WASHINGTON (ABP) — The U.S. Supreme Court agreed May 23 to hear its first major abortion case since 2000 — even as the court's ideological divide hangs in the balance in the Senate.
The case concerns two major issues. The first is whether laws requiring underage girls to inform their parents before getting an abortion must contain an exception to preserve the mother's health. The second is how strict a legal standard those who challenge abortion laws must meet to win their cases.
The court agreed to hear Ayotte vs. Planned Parenthood of Northern New England on a day when a visibly weaker Chief Justice William Rehnquist presided on the bench. Rehnquist is battling thyroid cancer, and most court observers expect him to retire when the court completes its current session at the end of June.
Simultaneously, the Senate is facing an epic battle — set to begin in earnest with a test vote on May 24 — over President Bush's nominees to federal judgeships.
Democrats have insisted on the right to stall the approval of Bush nominees to whom they have strong ideological objections, using a debate tactic known as a filibuster. Meanwhile, many Republicans and conservative religious leaders are calling for changing Senate rules to assure up-or-down votes on all Bush nominees.
Besides Rehnquist, observers anticipate as many as three other justices may leave the Supreme Court before the end of Bush's term in 2009. For many years, the court has been closely divided on several controversial issues. Its last major abortion decision, in 2000, was rendered on a 5-4 vote. Since federal judgeships — including the Supreme Court — are granted for life, Bush may have an opportunity to have a significant impact on the court's ideological balance for the next three decades or more.
In that 2000 ruling, the majority said any restriction on a woman's right to choose an abortion would have to contain an exception if carrying the pregnancy to term would put the mother's life or health at risk. The court also has upheld the necessity of such exceptions in other cases following its landmark 1973 Roe vs. Wade decision, which legalized abortion nationwide.
In the latest case, an abortion-rights group challenged the constitutionality of a 2003 New Hampshire law requiring minors to notify their parents or guardians before having an abortion. The law did not contain an exception for the health of the minor.
The 1st U.S. Circuit Court of Appeals struck the statute down, citing previous Supreme Court decisions requiring health exceptions for other restrictions on abortion rights.
But New Hampshire's attorney general appealed the circuit court's ruling, arguing that those challenging abortion restrictions must prove there is no set of circumstances under which such a restriction would be unconstitutional.

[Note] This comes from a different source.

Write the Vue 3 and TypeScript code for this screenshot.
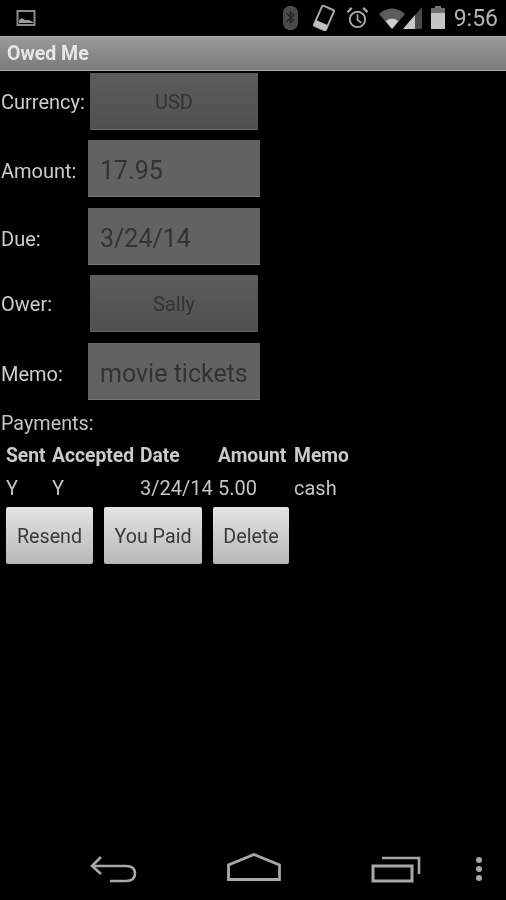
<script setup lang="ts">
interface FormRow { label: string; value: string; kind: 'button' | 'field' }

const rows: FormRow[] = [
  { label: 'Currency:', value: 'USD', kind: 'button' },
  { label: 'Amount:', value: '17.95', kind: 'field' },
  { label: 'Due:', value: '3/24/14', kind: 'field' },
  { label: 'Ower:', value: 'Sally', kind: 'button' },
  { label: 'Memo:', value: 'movie tickets', kind: 'field' },
]
const headers = ['Sent', 'Accepted', 'Date', 'Amount', 'Memo']
const payment = ['Y', 'Y', '3/24/14', '5.00', 'cash']
const actions = ['Resend', 'You Paid', 'Delete']
</script>

<template>
  <div class="screen">
    <header class="status">
      <svg class="pic" width="20" height="18" viewBox="0 0 20 18">
        <rect x="1.500" y="2" width="17" height="14" fill="none" stroke="#8a8a8a" stroke-width="2" />
        <path d="M3 14 L3 11 L6 9 L9 11 L13 11 L17 13 L17 14 Z" fill="#9a9a9a" />
      </svg>
      <div class="status-right">
        <svg width="15" height="26" viewBox="0 0 15 26">
          <rect x="0" y="1" width="15" height="24" rx="6.500" fill="#4a4a4a" />
          <path d="M4 8.500 L10.500 15 L7.500 18 L7.500 7 L10.500 10 L4 16.500" fill="none" stroke="#262626" stroke-width="1.300" />
        </svg>
        <svg class="rot" width="22" height="26" viewBox="0 0 22 26">
          <g transform="rotate(24 11 13)">
            <rect x="4.500" y="2" width="13" height="22" rx="1.500" fill="none" stroke="#a8a8a8" stroke-width="2" />
            <rect x="4.500" y="18" width="13" height="6" fill="#c0c0c0" />
          </g>
        </svg>
        <svg class="alarm" width="23" height="24" viewBox="0 0 24 24">
          <circle cx="12" cy="13.500" r="8" fill="none" stroke="#a8a8a8" stroke-width="2" />
          <path d="M12 8 V14 L16 17" fill="none" stroke="#a8a8a8" stroke-width="1.800" />
          <path d="M1.500 6 L6 1.500 M22.500 6 L18 1.500" stroke="#a8a8a8" stroke-width="2.400" />
        </svg>
        <svg class="net" width="43" height="24" viewBox="0 0 43 24">
          <path d="M0 8 Q13 -3 26 8 L13 23 Z" fill="#5c5c5c" />
          <path d="M6.500 15 Q13 10 19.500 15 L13 23 Z" fill="#d0d0d0" />
          <path d="M24 23 L43 1 L43 23 Z" fill="#4a4a4a" />
          <path d="M24 23 L36 9 L36 23 Z" fill="#c8c8c8" />
        </svg>
        <svg class="battery" width="14" height="24" viewBox="0 0 14 24">
          <rect x="4" y="0" width="6" height="3" fill="#777" />
          <rect x="0" y="2" width="14" height="21" fill="#6e6e6e" />
          <rect x="0" y="7" width="14" height="16" fill="#c4c4c4" />
        </svg>
        <span class="clock">9:56</span>
      </div>
    </header>

    <div class="titlebar">Owed Me</div>

    <main class="content">
      <section class="form">
        <div v-for="row in rows" :key="row.label" class="form-row" :class="{ 'is-field': row.kind === 'field' }">
          <span class="label">{{ row.label }}</span>
          <div :class="row.kind === 'button' ? 'select' : 'field'">{{ row.value }}</div>
        </div>
      </section>

      <div class="payments">Payments:</div>

      <div class="table">
        <span v-for="h in headers" :key="h" class="th">{{ h }}</span>
        <span v-for="(c, i) in payment" :key="i" class="td">{{ c }}</span>
      </div>

      <div class="actions">
        <button v-for="a in actions" :key="a" class="action" type="button">{{ a }}</button>
      </div>
    </main>

    <nav class="navbar">
      <svg class="nav-back" width="48" height="28" viewBox="0 0 48 28">
        <path d="M3 11 H37 Q46 11 46 18.500 Q46 26 37 26 H21" fill="none" stroke="#a8a8a8" stroke-width="2.600" />
        <path d="M12 2 L3 11 L12 19" fill="none" stroke="#a8a8a8" stroke-width="2.600" />
      </svg>
      <svg class="nav-home" width="54" height="28" viewBox="0 0 54 28">
        <path d="M1.500 26.500 V12 L27 1.500 L52.500 12 V26.500 Z" fill="none" stroke="#a8a8a8" stroke-width="2.800" />
      </svg>
      <svg class="nav-recent" width="50" height="28" viewBox="0 0 50 28">
        <rect x="2" y="11" width="39" height="15" fill="none" stroke="#a8a8a8" stroke-width="3" />
        <path d="M11 3 H48 V19" fill="none" stroke="#a8a8a8" stroke-width="2.600" />
      </svg>
      <div class="nav-more"><i></i><i></i><i></i></div>
    </nav>
  </div>
</template>

<style scoped>
.screen {
  width: 506px;
  height: 900px;
  background: #000;
  color: #cfcfcf;
  font-family: Roboto, "Liberation Sans", sans-serif;
  display: flex;
  flex-direction: column;
  overflow: hidden;
  filter: blur(0.6px);
}
.status {
  height: 36px;
  flex: none;
  display: flex;
  align-items: center;
  justify-content: space-between;
  padding: 0 8px 0 16px;
  box-sizing: border-box;
}
.status-right {
  display: flex;
  align-items: center;
}
.rot { margin-left: 15px; }
.alarm { margin-left: 11px; }
.net { margin-left: 10px; }
.battery { margin-left: 9px; }
.clock {
  margin-left: 9px;
  font-size: 23px;
  color: #b4b4b4;
}
.titlebar {
  height: 35px;
  flex: none;
  box-sizing: border-box;
  padding-left: 7px;
  line-height: 34px;
  font-size: 19.500px;
  font-weight: 700;
  color: #e6e6e6;
  background: linear-gradient(#9a9a9a, #7a7a7a);
  border-top: 1px solid #a8a8a8;
  border-bottom: 1px solid #b0b0b0;
}
.content {
  flex: 1;
  padding-top: 2px;
  display: flex;
  flex-direction: column;
}
.form {
  display: grid;
  grid-auto-rows: 67.400px;
}
.form-row {
  display: flex;
  align-items: flex-start;
}
.label {
  width: 88px;
  flex: none;
  padding-left: 1px;
  box-sizing: border-box;
  font-size: 20px;
  line-height: 59px;
  color: #cdcdcd;
  white-space: nowrap;
}
.is-field .label {
  line-height: 63px;
}
.select,
.field {
  height: 57px;
  box-sizing: border-box;
  color: #333;
}
.select {
  width: 168px;
  margin-left: 2px;
  text-align: center;
  font-size: 20px;
  line-height: 59px;
  background: linear-gradient(#5c5c5c, #505050);
  border-bottom: 1px solid #666;
  border-radius: 1px;
}
.field {
  width: 172px;
  padding-left: 12px;
  font-size: 25px;
  line-height: 62px;
  background: #626262;
  border-bottom: 1px solid #7a7a7a;
}
.payments {
  margin-top: 2.500px;
  padding-left: 1px;
  font-size: 19.800px;
  line-height: 24px;
  color: #c4c4c4;
}
.table {
  margin-top: 4px;
  padding-left: 6px;
  display: grid;
  grid-template-columns: 46px 88px 78px 76px auto;
  grid-auto-rows: 32px;
  justify-content: start;
}
.th {
  font-size: 19.300px;
  font-weight: 700;
  line-height: 32px;
  color: #cacaca;
  white-space: nowrap;
}
.td {
  font-size: 20px;
  line-height: 32px;
  color: #c4c4c4;
  white-space: nowrap;
}
.actions {
  margin-top: 3px;
  padding-left: 6px;
  display: flex;
  gap: 11px;
}
.action {
  height: 57px;
  padding: 2px 0 0;
  border: 0;
  border-radius: 2px;
  background: linear-gradient(#e4e4e4, #b8b8b8);
  font: 19.700px Roboto, "Liberation Sans", sans-serif;
  color: #3a3a3a;
}
.action:nth-child(1) { width: 87px; }
.action:nth-child(2) { width: 98px; }
.action:nth-child(3) { width: 76px; }
.navbar {
  position: relative;
  height: 60px;
  flex: none;
}
.nav-back { position: absolute; left: 89px; top: 15px; }
.nav-home { position: absolute; left: 227px; top: 13px; }
.nav-recent { position: absolute; left: 371px; top: 15px; }
.nav-more {
  position: absolute;
  left: 476px;
  top: 17px;
  display: flex;
  flex-direction: column;
  gap: 3px;
}
.nav-more i {
  width: 6px;
  height: 6px;
  border-radius: 50%;
  background: #a8a8a8;
}
</style>

<style>
html, body { background: #000; }
</style>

In previous decisions, the Supreme Court has followed a much lower standard for overturning restrictions on abortion rights. It has ruled in several cases that laws imposing a substantial burden on any woman's right to terminate her pregnancy were unconstitutional. However, it has never explicitly rejected the higher standard for which New Hampshire is asking.
The justices will not hear oral arguments in the case until their 2005-2006 term begins in October.